Evoking Disruption and Switching to Fullscreen for Emphasis

In addition to replicating the double screens, we were concerned with evoking the same sense of disruption in our video remediation that Joyce created during her live address. We needed to maintain that sense of authenticity while respecting Joyce's request to keep her words intact. We did this by altering how Joyce and the disruptive screens appeared to the viewer. The video switched from a view of the podium with two screens (one on each side of Joyce) to a full screen shot of the visualizations. These shifts occurred when Joyce was suggesting that members of our discipline make something new, disrupt the status quo, or solve problems through innovation. Our goal with these transitions in the video was to highlight the actions Joyce wanted the audience members to take.

An example of this can be watched below, where the video switches from Joyce at the podium to a full screen with a glitched moving image of Joyce, just as Joyce begins to explain, "I believe that you can create value for yourselves and society" (23:54). We used this effect multiple times throughout the video in order to call attention to such moments where Joyce attempts to motivate or make a call to action. The screen becomes a digital version of the disruptions she's calling for while also mimicking what occurred on the two screens behind her at the live address in Houston.

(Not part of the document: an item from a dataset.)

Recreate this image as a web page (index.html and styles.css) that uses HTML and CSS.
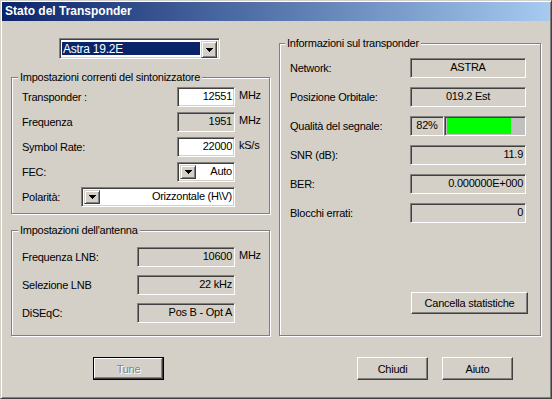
FILE: index.html
```html
<!DOCTYPE html>
<html>
<head>
    <title>Stato del Transponder</title>
    <meta charset="utf-8">
    <link rel="stylesheet" href="styles.css">
</head>
<body>
<div class="window">
    <div class="titlebar">Stato del Transponder</div>
    <div class="client">
        <div class="columns">
            <div class="col-left">
                <div class="combo sat-combo">
                    <span class="combo-text selected">Astra 19.2E</span>
                    <span class="drop"><svg width="7" height="4" viewBox="0 0 7 4"><path d="M0 0h7v1h-1v1h-1v1h-1v1h-1v-1h-1v-1h-1v-1h-1z"/></svg></span>
                </div>

                <div class="group tuner">
                    <span class="group-title">Impostazioni correnti del sintonizzatore</span>
                    <div class="row">
                        <span class="label">Transponder :</span>
                        <span class="field edit">12551</span>
                        <span class="unit">MHz</span>
                    </div>
                    <div class="row">
                        <span class="label">Frequenza</span>
                        <span class="field">1951</span>
                        <span class="unit">MHz</span>
                    </div>
                    <div class="row">
                        <span class="label">Symbol Rate:</span>
                        <span class="field edit">22000</span>
                        <span class="unit">kS/s</span>
                    </div>
                    <div class="row">
                        <span class="label">FEC:</span>
                        <span class="field combo">
                            <span class="drop"><svg width="7" height="4" viewBox="0 0 7 4"><path d="M0 0h7v1h-1v1h-1v1h-1v1h-1v-1h-1v-1h-1v-1h-1z"/></svg></span>
                            <span class="combo-text">Auto</span>
                        </span>
                        <span class="unit"></span>
                    </div>
                    <div class="row wide">
                        <span class="label">Polarità:</span>
                        <span class="field combo">
                            <span class="drop"><svg width="7" height="4" viewBox="0 0 7 4"><path d="M0 0h7v1h-1v1h-1v1h-1v1h-1v-1h-1v-1h-1v-1h-1z"/></svg></span>
                            <span class="combo-text">Orizzontale (H\V)</span>
                        </span>
                        <span class="unit"></span>
                    </div>
                </div>

                <div class="group antenna">
                    <span class="group-title">Impostazioni dell'antenna</span>
                    <div class="row">
                        <span class="label">Frequenza LNB:</span>
                        <span class="field">10600</span>
                        <span class="unit">MHz</span>
                    </div>
                    <div class="row">
                        <span class="label">Selezione LNB</span>
                        <span class="field">22 kHz</span>
                        <span class="unit"></span>
                    </div>
                    <div class="row">
                        <span class="label">DiSEqC:</span>
                        <span class="field">Pos B - Opt A</span>
                        <span class="unit"></span>
                    </div>
                </div>
            </div>

            <div class="group info">
                <span class="group-title">Informazioni sul transponder</span>
                <div class="row">
                    <span class="label">Network:</span>
                    <span class="field center">ASTRA</span>
                </div>
                <div class="row">
                    <span class="label">Posizione Orbitale:</span>
                    <span class="field center">019.2 Est</span>
                </div>
                <div class="row">
                    <span class="label">Qualità del segnale:</span>
                    <span class="field pct">82%</span>
                    <span class="progress"><span class="bar" style="width: 82%"></span></span>
                </div>
                <div class="row">
                    <span class="label">SNR (dB):</span>
                    <span class="field">11.9</span>
                </div>
                <div class="row">
                    <span class="label">BER:</span>
                    <span class="field">0.000000E+000</span>
                </div>
                <div class="row">
                    <span class="label">Blocchi errati:</span>
                    <span class="field">0</span>
                </div>
                <button class="btn reset">Cancella statistiche</button>
            </div>
        </div>

        <div class="footer">
            <button class="btn default tune" disabled>Tune</button>
            <button class="btn">Chiudi</button>
            <button class="btn">Aiuto</button>
        </div>
    </div>
</div>
</body>
</html>
```

FILE: styles.css
```css
* {
    box-sizing: border-box;
}

body {
    margin: 0;
    background-color: #d4d0c8;
    font-family: "Liberation Sans", Arial, sans-serif;
    font-size: 11px;
    letter-spacing: -0.25px;
    color: #000;
}

.window {
    width: 552px;
    height: 399px;
    padding: 1px;
    background-color: #d4d0c8;
    border: 1px solid;
    border-color: #d4d0c8 #404040 #404040 #d4d0c8;
    box-shadow: inset 1px 1px #fff, inset -1px -1px #808080;
}

.titlebar {
    height: 19px;
    padding-left: 3px;
    line-height: 19px;
    background: linear-gradient(to right, #0a246a, #a6caf0);
    color: #fff;
    font-size: 12px;
    font-weight: bold;
    letter-spacing: 0;
}

.columns {
    display: flex;
    gap: 9px;
    padding: 0 9px;
}

.col-left {
    width: 259px;
    display: flex;
    flex-direction: column;
}

/* group boxes */
.group {
    position: relative;
    display: flex;
    flex-direction: column;
    border: 1px solid #808080;
    box-shadow: 1px 1px 0 #fff, inset 1px 1px 0 #fff;
}

.group-title {
    position: absolute;
    top: -7px;
    left: 6px;
    padding: 0 2px;
    line-height: 13px;
    background-color: #d4d0c8;
}

.tuner {
    margin-top: 18px;
    height: 137px;
    padding: 9px 0 0 10px;
    gap: 5px;
}

.antenna {
    margin-top: 16px;
    height: 106px;
    padding: 16px 0 0 10px;
    gap: 8px;
}

.info {
    width: 262px;
    height: 293px;
    margin-top: 22px;
    padding: 14px 14px 0 10px;
    gap: 9px;
}

.info .group-title {
    left: 5px;
}

/* rows */
.row {
    display: flex;
    align-items: center;
    height: 20px;
}

.label {
    flex: 1;
    white-space: nowrap;
}

.unit {
    align-self: flex-start;
    width: 34px;
    padding-left: 4px;
    line-height: 16px;
}

.field {
    height: 20px;
    width: 58px;
    padding: 0 2px;
    line-height: 16px;
    text-align: right;
    white-space: nowrap;
    background-color: #d4d0c8;
    border: 1px solid;
    border-color: #808080 #fff #fff #808080;
    box-shadow: inset 1px 1px #404040, inset -1px -1px #d4d0c8;
}

.field.edit {
    background-color: #fff;
}

.antenna .field {
    width: 98px;
}

.info .field {
    width: 116px;
}

.info .field.center {
    text-align: center;
}

.info .field.pct {
    width: 34px;
    text-align: center;
}

.progress {
    width: 82px;
    height: 20px;
    padding: 1px;
    background-color: #c0c0c0;
    border: 1px solid;
    border-color: #808080 #fff #fff #808080;
    box-shadow: inset 1px 1px #404040;
}

.bar {
    display: block;
    height: 16px;
    margin-left: 1px;
    background-color: #00ff00;
}

/* combo boxes */
.combo {
    display: flex;
    align-items: stretch;
    padding: 0;
    background-color: #fff;
}

.combo .combo-text {
    flex: 1;
    padding-right: 2px;
    text-align: right;
}

.row.wide .label {
    flex: none;
    width: 59px;
}

.row.wide .field {
    flex: 1;
}

.sat-combo {
    width: 161px;
    height: 21px;
    margin: 17px 0 0 48px;
    padding: 2px;
    border: 1px solid;
    border-color: #808080 #fff #fff #808080;
    box-shadow: inset 1px 1px #404040, inset -1px -1px #d4d0c8;
}

.sat-combo .selected {
    margin: 1px 1px 1px 0;
    padding-left: 1px;
    line-height: 15px;
    text-align: left;
    background-color: #0a246a;
    color: #fff;
    font-size: 12px;
}

.drop {
    display: flex;
    align-items: center;
    justify-content: center;
    width: 16px;
    margin: 2px 0 2px 2px;
    background-color: #d4d0c8;
    border: 1px solid;
    border-color: #d4d0c8 #404040 #404040 #d4d0c8;
    box-shadow: inset 1px 1px #fff, inset -1px -1px #808080;
}

.sat-combo .drop {
    margin: 0;
    height: 17px;
}

/* buttons */
.btn {
    width: 71px;
    height: 23px;
    padding: 0;
    font-family: inherit;
    font-size: 11px;
    letter-spacing: -0.25px;
    color: #000;
    background-color: #d4d0c8;
    border: 1px solid;
    border-color: #fff #404040 #404040 #fff;
    box-shadow: inset -1px -1px #808080;
}

.btn.default {
    border: 1px solid #000;
    box-shadow: inset -1px -1px #404040, inset 1px 1px #fff, inset -2px -2px #808080;
}

.btn:disabled {
    color: #808080;
    text-shadow: 1px 1px 0 #fff;
}

.reset {
    width: 117px;
    height: 22px;
    margin-top: auto;
    margin-bottom: 21px;
    margin-right: -2px;
    align-self: flex-end;
}

.footer {
    display: flex;
    gap: 14px;
    margin-top: 21px;
    padding: 0 37px 0 91px;
}

.footer .tune {
    margin-right: auto;
}
```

With this approach, we felt we had found the balance we sought between crafting a product our client wanted and maintaining our own visions as designers. The split screen and use of whole images that literally interrupted the presented visual punctuated Joyce's call for making, disrupting, and innovating while still maintaining the expectations an academic CCCC audience has of its chair and her address.

Combining Conference and Studio Footage and Sound

This project was born out of a mistake. The videographer at CCCC did not record Joyce's entire speech, leaving off perhaps the most crucial part: her call to action. Near the end of the address, Joyce asked her fellow CCCC members to work to "create value and innovate" (40:02). Because the actual footage cut off at an awkward place a few moments later, we decided instead to end the original video footage from Houston immediately following this line. It was at that point that we switched to the video that Joyce and Michael recorded in May in Lubbock. This was a rhetorical choice that we made in an attempt to embody Joyce's call to action, echoing Geoffrey Sirc's (1997) punk philosophy, to "Re Make through innovation and your disruption" (41:36). We hoped that combining the studio recording with the professional video at this juncture would serve as an example of Joyce's call for making, disrupting, and innovating.

We were literally remaking the end of Joyce's talk, and because of that, we were able to add innovative disruptions like the two screens showing disparate images, adding visible screen transitions, shifting the visuals that viewers were required to see at any given time, and adding alternate punk rock accompaniments. The result is a real-world enactment of Joyce's call. In our efforts to structure our rhetorical choices around Joyce's vision, we had to confront our technological challenges with innovation. By paying attention to how we assembled our text, images, sound, and video, we were able to create a video remediation that exemplifies the live address, and replicates the tone and feeling of disruption.